Authors: David G. Andersen, Hari Balakrishnan, M. Frans Kaashoek, Robert Morris
Venue: Proc. 18th ACM SOSP, Banff, Canada, October 2001
The paper describes the design and implementation of an overlay network that can be used to subvert the underlying default IP routing. A RON is a set of nodes that cooperate to select the best overlay path to route traffic over given an application's requirements. The application links to the RON library and uses the library's functions to send and receive traffic. Each RON node monitors the connection quality to every other node in the network, and uses that information to best route traffic.
There is no authentication in RON, and all nodes have to implicitly trust each other. However, RON does provide the ability for node providers to specify complex policies on what traffic to accept (constrained by the lack of authentication). But without authentication, it would be difficult to bill any particular entity for traffic, an important aspect given that RON nodes need to be quite powerful.

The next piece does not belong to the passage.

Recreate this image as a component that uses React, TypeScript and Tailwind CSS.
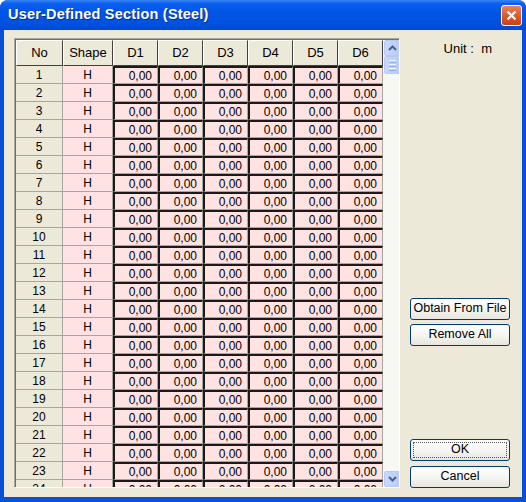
import React from "react";

const ROWS = Array.from({ length: 24 }, (_, i) => i + 1);
const D_COLS = ["D1", "D2", "D3", "D4", "D5", "D6"];

function HeaderCell({ label, w }: { label: string; w: string }) {
  return (
    <div
      className={`${w} h-[26px] shrink-0 flex items-center justify-center bg-[#ece9d8] border-t border-l border-t-white border-l-white border-r border-b border-r-[#404040] border-b-[#404040] text-[13px] text-black`}
    >
      {label}
    </div>
  );
}

function DataRow({ n }: { n: number }) {
  return (
    <div className="flex h-[18px] shrink-0">
      <div className="w-[47px] shrink-0 flex items-center justify-center bg-[#ece9d8] border-r border-b border-[#a7a69e] text-[12px]">
        {n}
      </div>
      <div className="w-[50px] shrink-0 flex items-center justify-center bg-[#ffe3e3] border-r border-b border-[#a7a69e] text-[12px]">
        H
      </div>
      {D_COLS.map((d) => (
        <div
          key={d}
          className="w-[45px] shrink-0 flex items-center justify-end pr-[5px] bg-[#ffe3e3] border-l-2 border-t-2 border-l-[#1a1a1a] border-t-[#1a1a1a] border-r border-b border-r-[#a7a69e] border-b-[#a7a69e] text-[12px]"
        >
          0,00
        </div>
      ))}
    </div>
  );
}

function ScrollButton({ dir }: { dir: "up" | "down" }) {
  return (
    <div className="w-[16px] h-[16px] rounded-[2px] border border-[#b7c8f5] bg-[linear-gradient(to_right,#c9d8fc,#b9cbf8)] flex items-center justify-center">
      <svg width="9" height="6" viewBox="0 0 9 6">
        <path
          d={dir === "up" ? "M1 5 L4.5 1.5 L8 5" : "M1 1 L4.5 4.5 L8 1"}
          fill="none"
          stroke="#4d6185"
          strokeWidth="2"
        />
      </svg>
    </div>
  );
}

function XpButton({ label, focus }: { label: string; focus?: boolean }) {
  return (
    <button
      type="button"
      className="w-[100px] h-[22px] rounded-[3px] border border-[#003c74] bg-[linear-gradient(to_bottom,#ffffff,#f3f3ef_60%,#e6e5de)] text-[12.5px] text-black whitespace-nowrap flex items-center justify-center p-[2px]"
    >
      <span
        className={`w-full h-full flex items-center justify-center ${
          focus ? "border border-dotted border-[#555]" : ""
        }`}
      >
        {label}
      </span>
    </button>
  );
}

export default function App() {
  return (
    <div
      className="w-[526px] h-[502px] flex flex-col bg-[#0a4fd8] rounded-t-[8px] overflow-hidden"
      style={{ fontFamily: '"Liberation Sans", Arial, sans-serif' }}
    >
      {/* title bar */}
      <div className="h-[30px] shrink-0 flex items-center justify-between pl-[8px] pr-[4px] bg-[linear-gradient(to_bottom,#3a86f5_0%,#0a5ff0_12%,#0055e5_40%,#0053e1_75%,#0048d6_100%)]">
        <span className="text-white font-bold text-[14.5px] tracking-[0.2px] [text-shadow:1px_1px_0_#0a2a8a]">
          User-Defined Section (Steel)
        </span>
        <div className="w-[21px] h-[21px] rounded-[3px] border border-white bg-[linear-gradient(to_bottom,#e8825c,#d9532c_60%,#c8401c)] flex items-center justify-center">
          <svg width="11" height="11" viewBox="0 0 11 11">
            <path d="M1.5 1.5 L9.5 9.5 M9.5 1.5 L1.5 9.5" stroke="white" strokeWidth="2.2" />
          </svg>
        </div>
      </div>

      {/* body */}
      <div className="flex-1 mx-[4px] mb-[5px] bg-[#ece9d8] flex pt-[8px] pl-[10px]">
        {/* grid */}
        <div className="w-[386px] h-[450px] shrink-0 border-t border-l border-t-[#aca899] border-l-[#aca899] border-b border-r border-b-white border-r-white">
          <div className="w-full h-full flex border-t border-l border-t-[#716f64] border-l-[#716f64] bg-[#ffffff] overflow-hidden">
            <div className="w-[367px] shrink-0 flex flex-col overflow-hidden">
              <div className="flex shrink-0">
                <HeaderCell label="No" w="w-[47px]" />
                <HeaderCell label="Shape" w="w-[50px]" />
                {D_COLS.map((d) => (
                  <HeaderCell key={d} label={d} w="w-[45px]" />
                ))}
              </div>
              {ROWS.map((n) => (
                <DataRow key={n} n={n} />
              ))}
            </div>
            {/* scrollbar */}
            <div className="w-[17px] shrink-0 flex flex-col justify-between items-end bg-[#f7f7f3]">
              <div className="flex flex-col">
                <ScrollButton dir="up" />
                <div className="w-[16px] h-[18px] rounded-[2px] border border-[#b7c8f5] bg-[linear-gradient(to_right,#c9d8fc,#b9cbf8)] flex flex-col items-center justify-center gap-[1px]">
                  <div className="w-[7px] h-[1px] bg-[#eef4fe]" />
                  <div className="w-[7px] h-[1px] bg-[#8cb0f8]" />
                  <div className="w-[7px] h-[1px] bg-[#eef4fe]" />
                  <div className="w-[7px] h-[1px] bg-[#8cb0f8]" />
                  <div className="w-[7px] h-[1px] bg-[#eef4fe]" />
                  <div className="w-[7px] h-[1px] bg-[#8cb0f8]" />
                </div>
              </div>
              <ScrollButton dir="down" />
            </div>
          </div>
        </div>

        {/* right panel */}
        <div className="flex-1 flex flex-col items-start pl-[10px] pt-[1px]">
          <div className="self-end mr-[30px] text-[13px] text-black">Unit :&nbsp; m</div>
          <div className="mt-[239px] flex flex-col gap-[4px]">
            <XpButton label="Obtain From File" />
            <XpButton label="Remove All" />
          </div>
          <div className="mt-[93px] flex flex-col gap-[5px]">
            <XpButton label="OK" focus />
            <XpButton label="Cancel" />
          </div>
        </div>
      </div>
    </div>
  );
}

Apparently, a route diversion of only one hop has been found to achieve quite a significant boost in performance and to solve most of the problems, and it was found that routing over RON has enabled connectivity recovery in less than 20s, much faster than BGP reconvergence.
RON does not scale well, and so RONs need to be limited in size to about 50. The scalability bottleneck is due to the fact that each node does quite a bit of monitoring on various paths and maintains a large database. However, there have been follow ups to the work that try to improve on the scalability.